**DATASET CONTENT**

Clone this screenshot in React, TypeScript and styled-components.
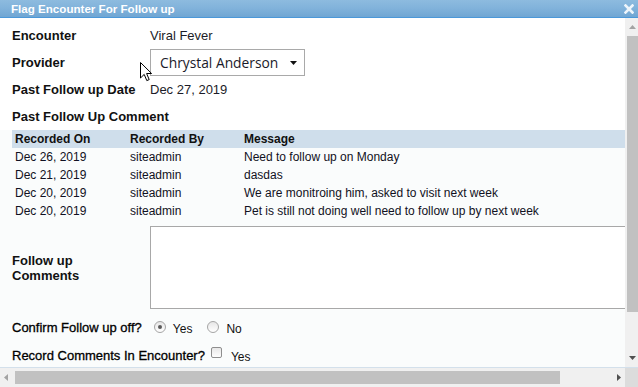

==

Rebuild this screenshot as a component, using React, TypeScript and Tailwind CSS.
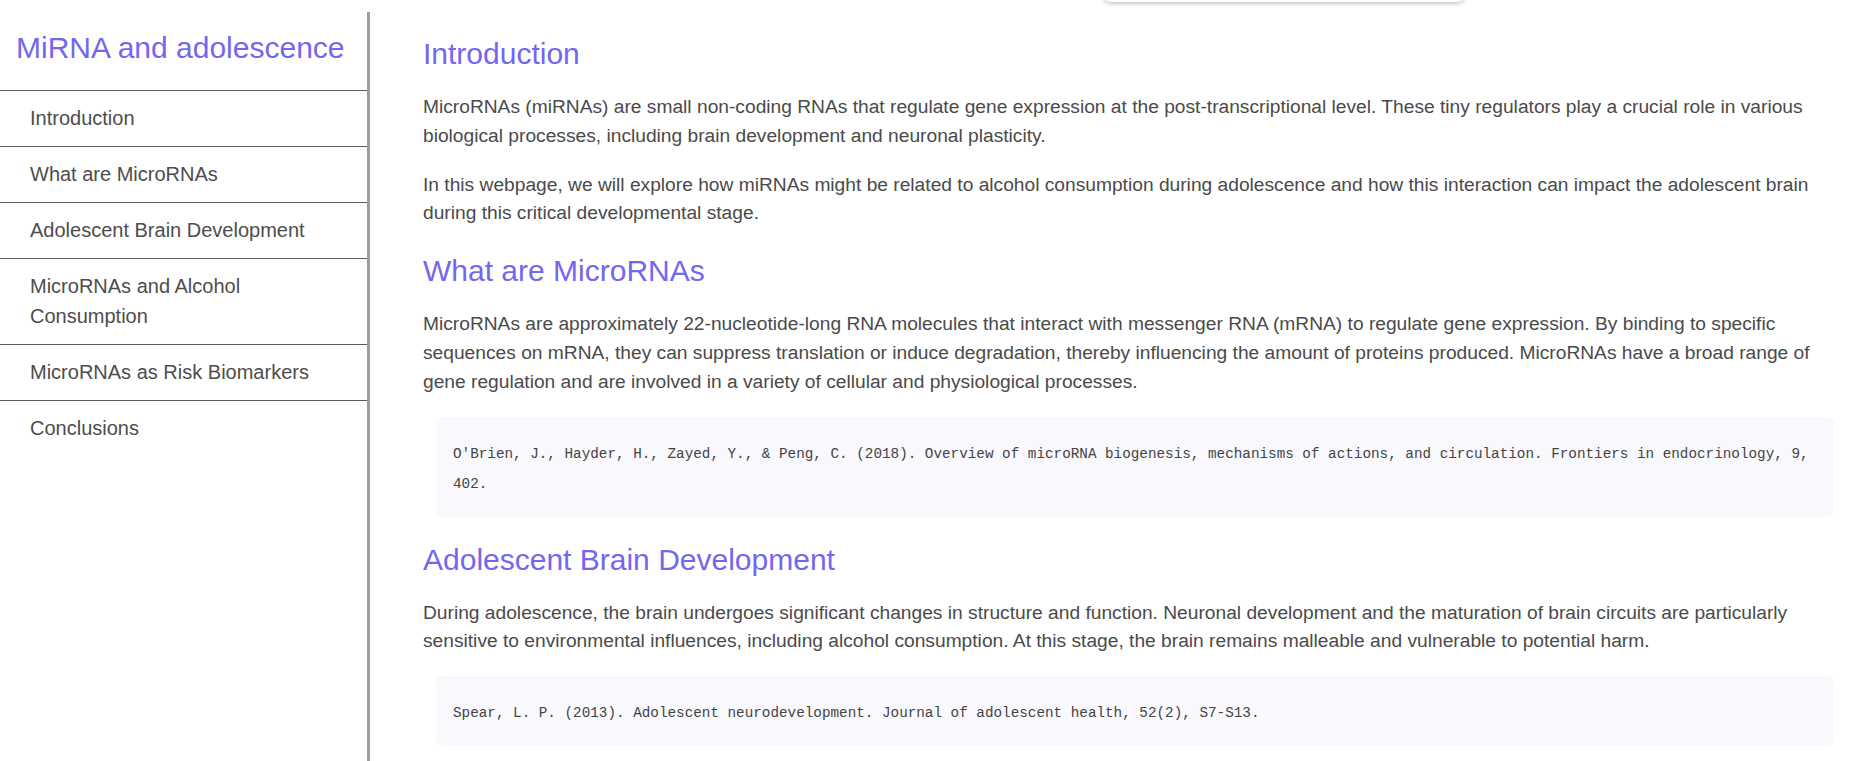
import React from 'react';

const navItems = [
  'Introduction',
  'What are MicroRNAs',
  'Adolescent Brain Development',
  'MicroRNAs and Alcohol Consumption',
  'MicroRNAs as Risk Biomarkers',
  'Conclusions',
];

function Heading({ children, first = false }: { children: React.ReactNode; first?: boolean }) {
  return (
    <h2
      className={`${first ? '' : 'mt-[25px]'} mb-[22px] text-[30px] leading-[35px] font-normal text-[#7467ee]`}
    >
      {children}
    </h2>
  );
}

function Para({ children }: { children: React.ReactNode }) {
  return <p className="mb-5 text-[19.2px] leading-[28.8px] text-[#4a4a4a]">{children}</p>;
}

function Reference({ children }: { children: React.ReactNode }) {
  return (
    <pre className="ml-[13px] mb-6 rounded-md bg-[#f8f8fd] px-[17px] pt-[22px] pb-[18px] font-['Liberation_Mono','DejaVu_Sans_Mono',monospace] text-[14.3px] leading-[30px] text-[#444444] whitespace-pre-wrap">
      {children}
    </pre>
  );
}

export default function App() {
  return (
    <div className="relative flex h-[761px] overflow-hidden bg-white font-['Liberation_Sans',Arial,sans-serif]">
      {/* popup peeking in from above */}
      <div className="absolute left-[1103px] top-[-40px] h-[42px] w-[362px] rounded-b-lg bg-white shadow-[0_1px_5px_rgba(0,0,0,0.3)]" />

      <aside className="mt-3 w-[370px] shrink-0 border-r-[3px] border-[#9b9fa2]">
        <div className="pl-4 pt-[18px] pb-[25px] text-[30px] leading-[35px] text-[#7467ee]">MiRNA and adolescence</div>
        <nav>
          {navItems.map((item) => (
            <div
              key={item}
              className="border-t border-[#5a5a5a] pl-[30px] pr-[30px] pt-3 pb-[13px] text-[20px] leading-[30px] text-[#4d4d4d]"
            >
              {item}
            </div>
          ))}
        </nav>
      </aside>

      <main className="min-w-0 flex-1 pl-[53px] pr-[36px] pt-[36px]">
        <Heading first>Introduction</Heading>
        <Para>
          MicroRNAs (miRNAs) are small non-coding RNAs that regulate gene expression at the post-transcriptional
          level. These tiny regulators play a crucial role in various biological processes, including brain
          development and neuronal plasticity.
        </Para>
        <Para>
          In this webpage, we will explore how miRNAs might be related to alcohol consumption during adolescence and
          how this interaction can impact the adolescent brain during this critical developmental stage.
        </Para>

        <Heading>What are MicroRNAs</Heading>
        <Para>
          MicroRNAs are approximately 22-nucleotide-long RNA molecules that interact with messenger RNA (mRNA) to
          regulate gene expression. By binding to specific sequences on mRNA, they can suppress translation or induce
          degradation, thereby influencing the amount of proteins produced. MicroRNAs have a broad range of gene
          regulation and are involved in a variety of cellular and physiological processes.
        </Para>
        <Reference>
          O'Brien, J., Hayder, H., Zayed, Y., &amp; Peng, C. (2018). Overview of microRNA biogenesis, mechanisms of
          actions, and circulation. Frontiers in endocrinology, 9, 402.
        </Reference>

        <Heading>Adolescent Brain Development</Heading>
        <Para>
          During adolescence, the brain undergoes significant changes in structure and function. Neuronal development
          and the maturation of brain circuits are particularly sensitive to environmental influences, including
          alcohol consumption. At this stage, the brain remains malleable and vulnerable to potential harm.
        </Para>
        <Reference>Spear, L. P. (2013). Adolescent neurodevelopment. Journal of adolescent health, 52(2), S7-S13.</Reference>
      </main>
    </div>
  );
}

==

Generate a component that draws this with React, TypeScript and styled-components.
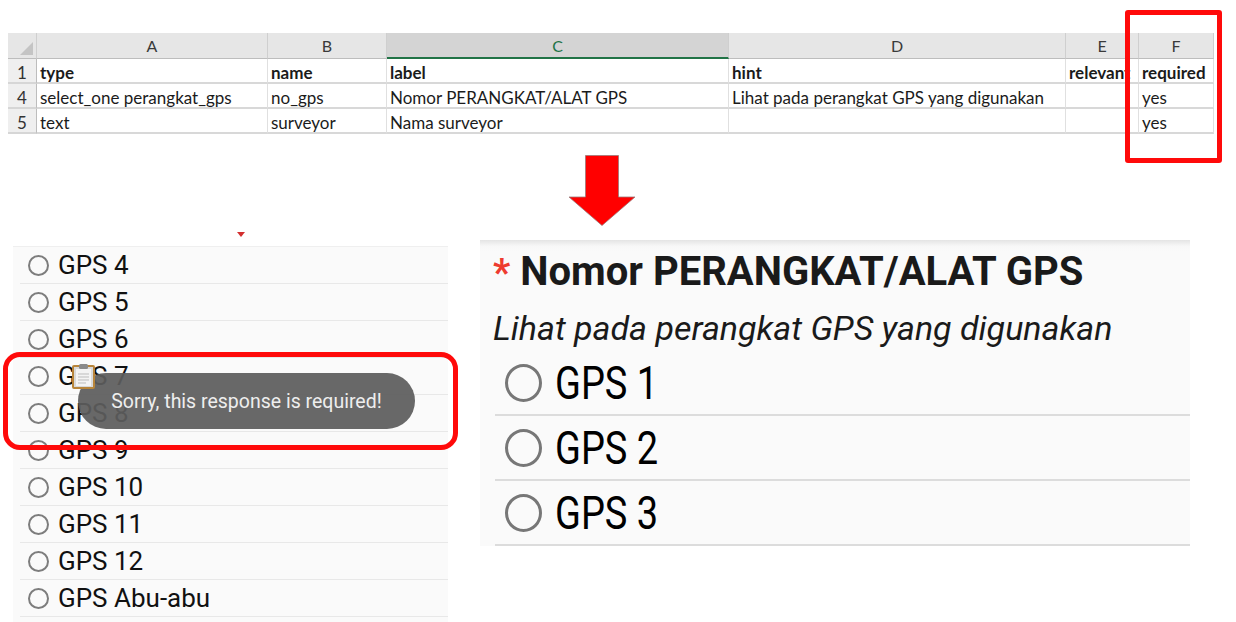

**STATED PROBLEM**
The word "with" may occur in lines of the records. Report how many such lines there are, giving only the number.

**COMPLETE ANSWER**
2